Today was a milestone in family maturity for us. We started soccer. Not for the year, but actually just started for the first time. Neither Abby nor Ben had ever played in any organized way and I wanted them to play and not get behind their peers.
I never played growing up, but in my global wanderings I’ve often been pulled into matches only to demonstrate my football lameness.† I’d either get totally outmaneuvered or just kick with wild abandon, batter other people’s shins and then play it off to American inexperience. I think that too many people in America play now so that technique won’t work for much longer so I figure our kids need to at least learn the basics. Ben, who has not shown much of a predisposition for balls or sports, caught us totally off guard. He jumped right into the practice and then when they started these little games he just went for it, dribbling the ball and scoring a bunch of goals. At 4 years old most of the kids were just wandering around and looking at their parents for some sign as to which way they should be running. The only exception was a little Italian kid who could do these amazing slide kicks and turns. Ben can be sort of aggressive and once someone told him where the goal was, there was no stopping him.
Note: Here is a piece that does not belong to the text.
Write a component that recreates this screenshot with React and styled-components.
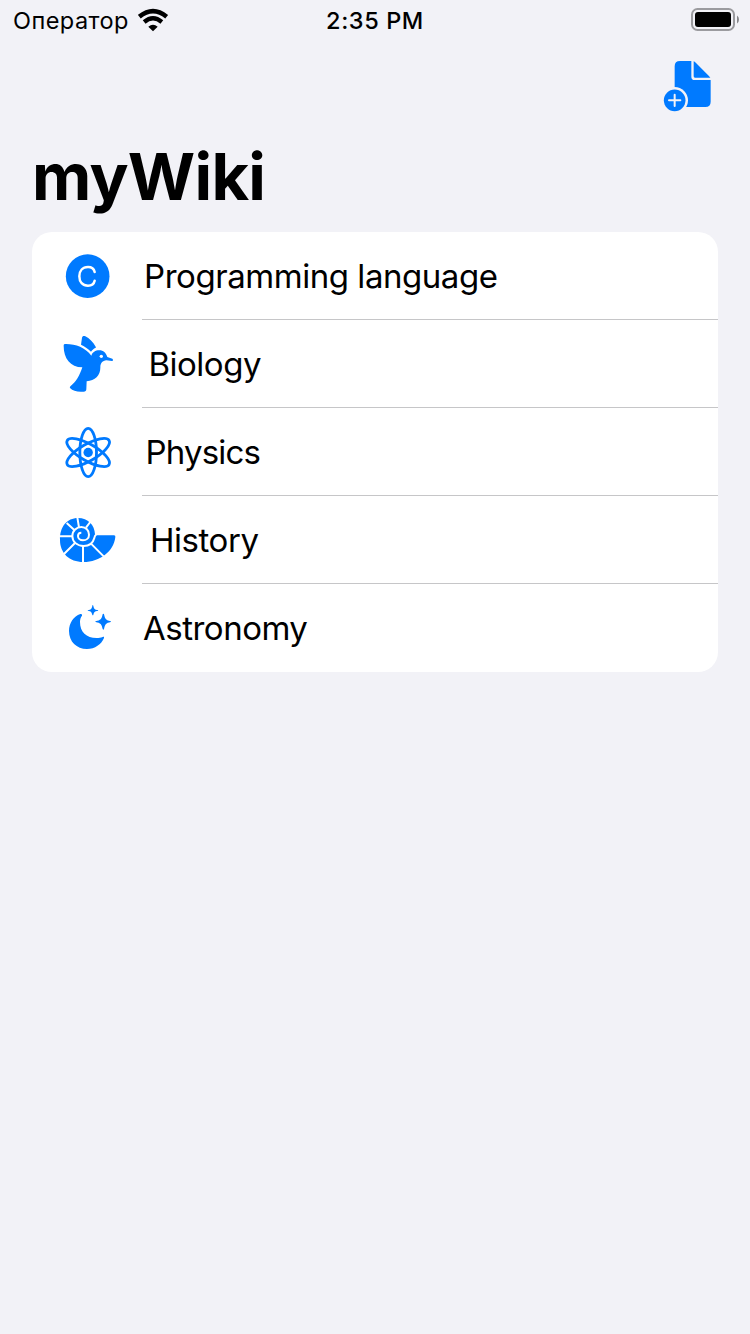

Abby absolutely did not want to play and she just started really whining and resisting when we tried to get her to go to the practice. I really insisted that she at least try it, but Jenny didn’t seem to care. This lack of parental unity didn’t help. Jenny and I were essentially arguing about whether a 6 year old was best left to decide whether or not she wanted to play soccer. We eventually gave up and went to eat at a place called Johnny Wu’s. Johnny Wu’s looks suspriciously like Johnny Rockets in basically every respect – menu, décor, uniforms. The food is actually pretty good and the chicken strips, always a kid favorite, were really good – it tasted like they had a bit of cumin in the batter. I’ve found that the combination of my growing experience as a parent and my inherent cheapness has turned me into a relatively indiscriminate consumer of the leftovers on my kids’ plates.
† Note: That said, one of my athletic moments of glory did come as a 7th grader at Walter Reed Junior High School in P.E. In 7th grade they had a semester of rotating instruction on a variety of different sports. One day, they pulled out a soccer ball, set up some goals and gave a half-baked demonstration. After that they divided us up into a couple of teams and turned us loose. Basically nobody had done this before and it was like throwing a cat into a pack of feral dogs. Just wild kicking and running around, people falling down and getting kicked and stepped on until the pack stumbled past them. My moment came when the ball suddenly appeared close to me in my section of the pack. I kicked it as hard as I could having no idea what would happen and it sailed above everyone falling into the top corner of the goal. It was the only goal scored before the coaches realized that there were kids lying on the ground with bloody noses and they stepped in to stop the mayhem. Resigned to defeat, they just had us run laps for the last 15 minutes of P.E. This was the last time I remember playing soccer in any sort of formal setting. I was known as a good soccer player for a couple of weeks.